Challenge: Return the whole listing exactly as it stands.

#### Raw data

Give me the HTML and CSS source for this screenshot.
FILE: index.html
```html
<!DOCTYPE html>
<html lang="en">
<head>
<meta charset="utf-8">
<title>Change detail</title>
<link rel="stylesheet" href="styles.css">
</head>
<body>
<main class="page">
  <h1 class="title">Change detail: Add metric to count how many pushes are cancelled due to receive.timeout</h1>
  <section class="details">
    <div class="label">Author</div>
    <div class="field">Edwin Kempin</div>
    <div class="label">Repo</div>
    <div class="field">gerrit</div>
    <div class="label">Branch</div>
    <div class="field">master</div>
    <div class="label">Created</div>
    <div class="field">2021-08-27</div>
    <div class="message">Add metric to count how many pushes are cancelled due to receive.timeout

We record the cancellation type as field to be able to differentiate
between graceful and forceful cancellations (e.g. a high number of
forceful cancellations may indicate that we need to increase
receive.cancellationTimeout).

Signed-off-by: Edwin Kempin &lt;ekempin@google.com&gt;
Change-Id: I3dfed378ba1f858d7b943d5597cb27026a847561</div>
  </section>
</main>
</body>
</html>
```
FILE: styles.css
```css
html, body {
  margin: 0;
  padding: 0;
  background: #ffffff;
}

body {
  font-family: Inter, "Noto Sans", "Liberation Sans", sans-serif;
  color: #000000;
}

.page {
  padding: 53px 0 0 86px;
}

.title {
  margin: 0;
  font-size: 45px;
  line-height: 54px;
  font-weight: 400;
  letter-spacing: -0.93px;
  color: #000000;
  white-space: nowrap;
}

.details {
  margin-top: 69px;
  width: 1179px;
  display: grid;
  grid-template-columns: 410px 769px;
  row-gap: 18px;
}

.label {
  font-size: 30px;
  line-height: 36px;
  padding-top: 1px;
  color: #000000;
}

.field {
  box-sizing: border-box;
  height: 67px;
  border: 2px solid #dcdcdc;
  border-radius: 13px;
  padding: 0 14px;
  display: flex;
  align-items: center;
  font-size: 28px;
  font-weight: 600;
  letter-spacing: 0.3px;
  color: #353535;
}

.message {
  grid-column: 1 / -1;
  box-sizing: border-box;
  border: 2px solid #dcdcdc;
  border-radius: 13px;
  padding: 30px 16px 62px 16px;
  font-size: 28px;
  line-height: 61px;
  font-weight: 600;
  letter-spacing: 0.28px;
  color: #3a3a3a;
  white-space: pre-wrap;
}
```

########

Exercise output:
Give me the HTML and CSS source for this screenshot.
FILE: index.html
```html
<!DOCTYPE html>
<html lang="en">
<head>
<meta charset="utf-8">
<title>Change detail</title>
<link rel="stylesheet" href="styles.css">
</head>
<body>
<main class="page">
  <h1 class="title">Change detail: Add metric to count how many pushes are cancelled due to receive.timeout</h1>
  <section class="details">
    <div class="label">Author</div>
    <div class="field">Edwin Kempin</div>
    <div class="label">Repo</div>
    <div class="field">gerrit</div>
    <div class="label">Branch</div>
    <div class="field">master</div>
    <div class="label">Created</div>
    <div class="field">2021-08-27</div>
    <div class="message">Add metric to count how many pushes are cancelled due to receive.timeout

We record the cancellation type as field to be able to differentiate
between graceful and forceful cancellations (e.g. a high number of
forceful cancellations may indicate that we need to increase
receive.cancellationTimeout).

Signed-off-by: Edwin Kempin &lt;ekempin@google.com&gt;
Change-Id: I3dfed378ba1f858d7b943d5597cb27026a847561</div>
  </section>
</main>
</body>
</html>
```
FILE: styles.css
```css
html, body {
  margin: 0;
  padding: 0;
  background: #ffffff;
}

body {
  font-family: Inter, "Noto Sans", "Liberation Sans", sans-serif;
  color: #000000;
}

.page {
  padding: 53px 0 0 86px;
}

.title {
  margin: 0;
  font-size: 45px;
  line-height: 54px;
  font-weight: 400;
  letter-spacing: -0.93px;
  color: #000000;
  white-space: nowrap;
}

.details {
  margin-top: 69px;
  width: 1179px;
  display: grid;
  grid-template-columns: 410px 769px;
  row-gap: 18px;
}

.label {
  font-size: 30px;
  line-height: 36px;
  padding-top: 1px;
  color: #000000;
}

.field {
  box-sizing: border-box;
  height: 67px;
  border: 2px solid #dcdcdc;
  border-radius: 13px;
  padding: 0 14px;
  display: flex;
  align-items: center;
  font-size: 28px;
  font-weight: 600;
  letter-spacing: 0.3px;
  color: #353535;
}

.message {
  grid-column: 1 / -1;
  box-sizing: border-box;
  border: 2px solid #dcdcdc;
  border-radius: 13px;
  padding: 30px 16px 62px 16px;
  font-size: 28px;
  line-height: 61px;
  font-weight: 600;
  letter-spacing: 0.28px;
  color: #3a3a3a;
  white-space: pre-wrap;
}
```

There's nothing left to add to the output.